● **Work to do**: Return all the data below as it stands, minus the pictures.

● **Code that builds pages**:
· · · ·

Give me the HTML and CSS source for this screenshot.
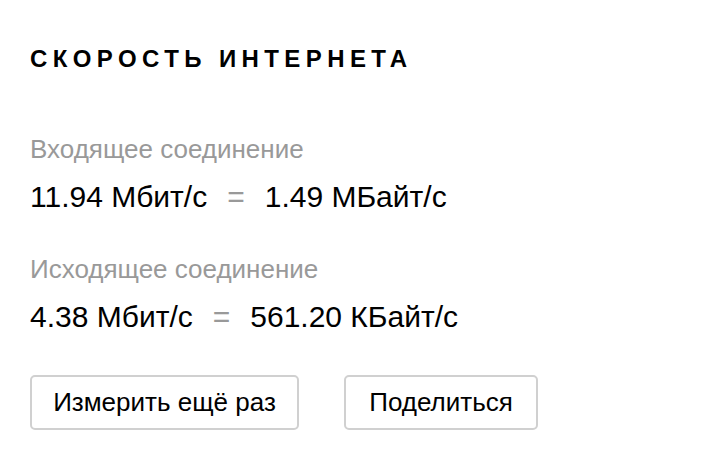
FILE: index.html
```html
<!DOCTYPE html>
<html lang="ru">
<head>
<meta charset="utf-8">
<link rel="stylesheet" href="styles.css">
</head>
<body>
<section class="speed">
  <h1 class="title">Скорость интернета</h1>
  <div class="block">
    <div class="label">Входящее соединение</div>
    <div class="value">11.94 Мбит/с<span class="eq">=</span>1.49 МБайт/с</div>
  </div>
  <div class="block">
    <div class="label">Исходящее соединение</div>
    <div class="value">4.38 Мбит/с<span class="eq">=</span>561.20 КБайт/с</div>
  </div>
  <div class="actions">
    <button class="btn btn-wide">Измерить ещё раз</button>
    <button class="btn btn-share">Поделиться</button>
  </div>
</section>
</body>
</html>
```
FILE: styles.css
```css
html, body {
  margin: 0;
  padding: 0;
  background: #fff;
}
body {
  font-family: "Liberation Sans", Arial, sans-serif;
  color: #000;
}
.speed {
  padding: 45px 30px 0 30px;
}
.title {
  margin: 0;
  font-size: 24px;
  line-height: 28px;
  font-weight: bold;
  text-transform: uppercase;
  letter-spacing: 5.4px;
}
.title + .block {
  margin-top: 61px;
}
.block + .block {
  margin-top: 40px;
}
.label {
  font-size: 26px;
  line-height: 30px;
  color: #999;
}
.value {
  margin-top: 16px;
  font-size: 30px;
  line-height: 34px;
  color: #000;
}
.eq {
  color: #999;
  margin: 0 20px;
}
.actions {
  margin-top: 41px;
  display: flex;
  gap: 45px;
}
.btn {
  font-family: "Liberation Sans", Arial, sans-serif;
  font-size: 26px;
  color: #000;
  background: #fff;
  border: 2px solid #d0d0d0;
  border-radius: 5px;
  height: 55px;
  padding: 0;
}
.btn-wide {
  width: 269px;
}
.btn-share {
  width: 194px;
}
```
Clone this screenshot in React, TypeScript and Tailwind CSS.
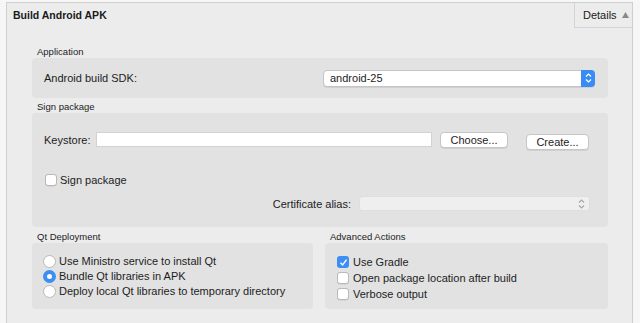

· · · ·

● **Expected output**:
Give me the HTML and CSS source for this screenshot.
FILE: index.html
```html
<!DOCTYPE html>
<html lang="ru">
<head>
<meta charset="utf-8">
<link rel="stylesheet" href="styles.css">
</head>
<body>
<section class="speed">
  <h1 class="title">Скорость интернета</h1>
  <div class="block">
    <div class="label">Входящее соединение</div>
    <div class="value">11.94 Мбит/с<span class="eq">=</span>1.49 МБайт/с</div>
  </div>
  <div class="block">
    <div class="label">Исходящее соединение</div>
    <div class="value">4.38 Мбит/с<span class="eq">=</span>561.20 КБайт/с</div>
  </div>
  <div class="actions">
    <button class="btn btn-wide">Измерить ещё раз</button>
    <button class="btn btn-share">Поделиться</button>
  </div>
</section>
</body>
</html>
```
FILE: styles.css
```css
html, body {
  margin: 0;
  padding: 0;
  background: #fff;
}
body {
  font-family: "Liberation Sans", Arial, sans-serif;
  color: #000;
}
.speed {
  padding: 45px 30px 0 30px;
}
.title {
  margin: 0;
  font-size: 24px;
  line-height: 28px;
  font-weight: bold;
  text-transform: uppercase;
  letter-spacing: 5.4px;
}
.title + .block {
  margin-top: 61px;
}
.block + .block {
  margin-top: 40px;
}
.label {
  font-size: 26px;
  line-height: 30px;
  color: #999;
}
.value {
  margin-top: 16px;
  font-size: 30px;
  line-height: 34px;
  color: #000;
}
.eq {
  color: #999;
  margin: 0 20px;
}
.actions {
  margin-top: 41px;
  display: flex;
  gap: 45px;
}
.btn {
  font-family: "Liberation Sans", Arial, sans-serif;
  font-size: 26px;
  color: #000;
  background: #fff;
  border: 2px solid #d0d0d0;
  border-radius: 5px;
  height: 55px;
  padding: 0;
}
.btn-wide {
  width: 269px;
}
.btn-share {
  width: 194px;
}
```
Clone this screenshot in React, TypeScript and Tailwind CSS.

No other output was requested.